View Full Version : XDuplicate of an existing document Not working!


BulForce
01-15-2005, 01:28 PM
:bang:
I have found that there is some kind of error when the digger compare the urls(probably only somekind of urls) I cannot post more than few examples from the log file generated by the digger. However i will be very happy if someone help me asap.

--- -- -
+205:http://www.site.com/static/blackebonyteens/index.php?q=adultzone,1,1,2,0,0,0,0,0,0(time : 00:44:31)

+206:http://www.site.com/static/blondeparade/index.php?q=adultzone,1,1,1,0,0,0,0,0,0(time : 00:44:43)XDuplicate of an existing document

207:http://www.site.com/static/blondeparade/index.php?q=adultzone,1,2,1,0,0,0,0,0,0(time : 00:45:10)

+208:http://www.site.com/static/blondeparade/index.php?q=adultzone,1,1,2,0,0,0,0,0,0(time : 00:45:24)XDuplicate of an existing document
--- -- -

I know that this isnt a normal links(with all this wierd charachers after the php?) but the url compare also did not work for this type addresses

--- -- -
nttp://www.site.com/m/gloryholestation-001/index.html?t1/revs=adultzone
--- -- -

Thank for reading this post.

*nttp is actually http(i have change it only on this post)

BulForce
01-15-2005, 02:29 PM
Sorry for my stupid post, i have just figured out that the page is compared not only by name but its content too. And the pages that i have indexed have same text content and in some cases even no text content(only pictures)

Moderators feel free to erase this post if you want.

BulForce
01-15-2005, 03:01 PM
However it will be okay for me, if somehow this duplicate check can be turned off.
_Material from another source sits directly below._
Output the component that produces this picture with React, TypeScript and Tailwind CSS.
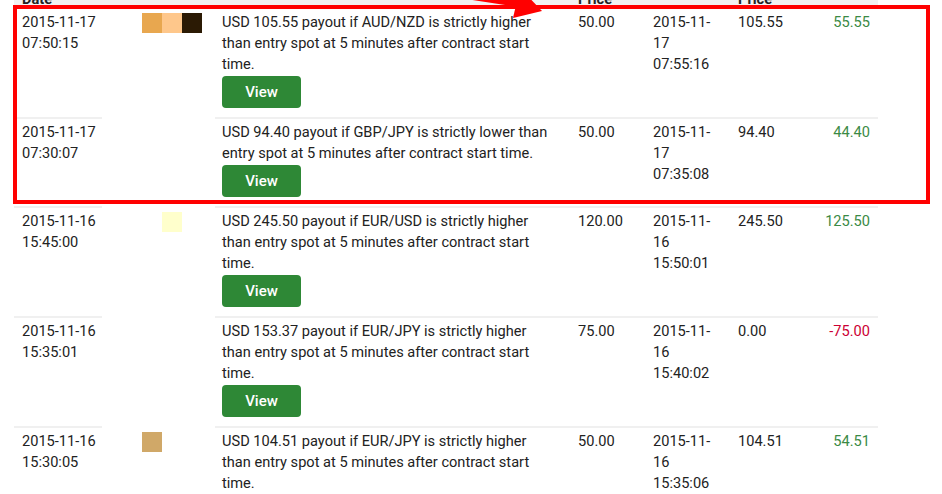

If somebody knows how to avoid this duplicate check please help me.

thank

Charter
01-16-2005, 12:44 PM
See this (http://www.phpdig.net/forum/showthread.php?t=242) and think rand (http://www.php.net/manual/en/function.rand.php). ;)

BulForce
01-16-2005, 03:59 PM
Thanks for your support

I have edit one line in robot_functions.php

Line:1323 Was $md5 = md5($titre_resume.$page_desc['content'].$text[$max_chunk]).'_'.$tempfilesize;

And have make it look this way:

Line:1323 Now $md5 = md5(rand().$titre_resume.$page_desc['content'].$text[$max_chunk]).'_'.$tempfilesize; //moded line - Turn off duplicate chk


I have run a little test spidering and all goes fine, i hope that there will be no more problems.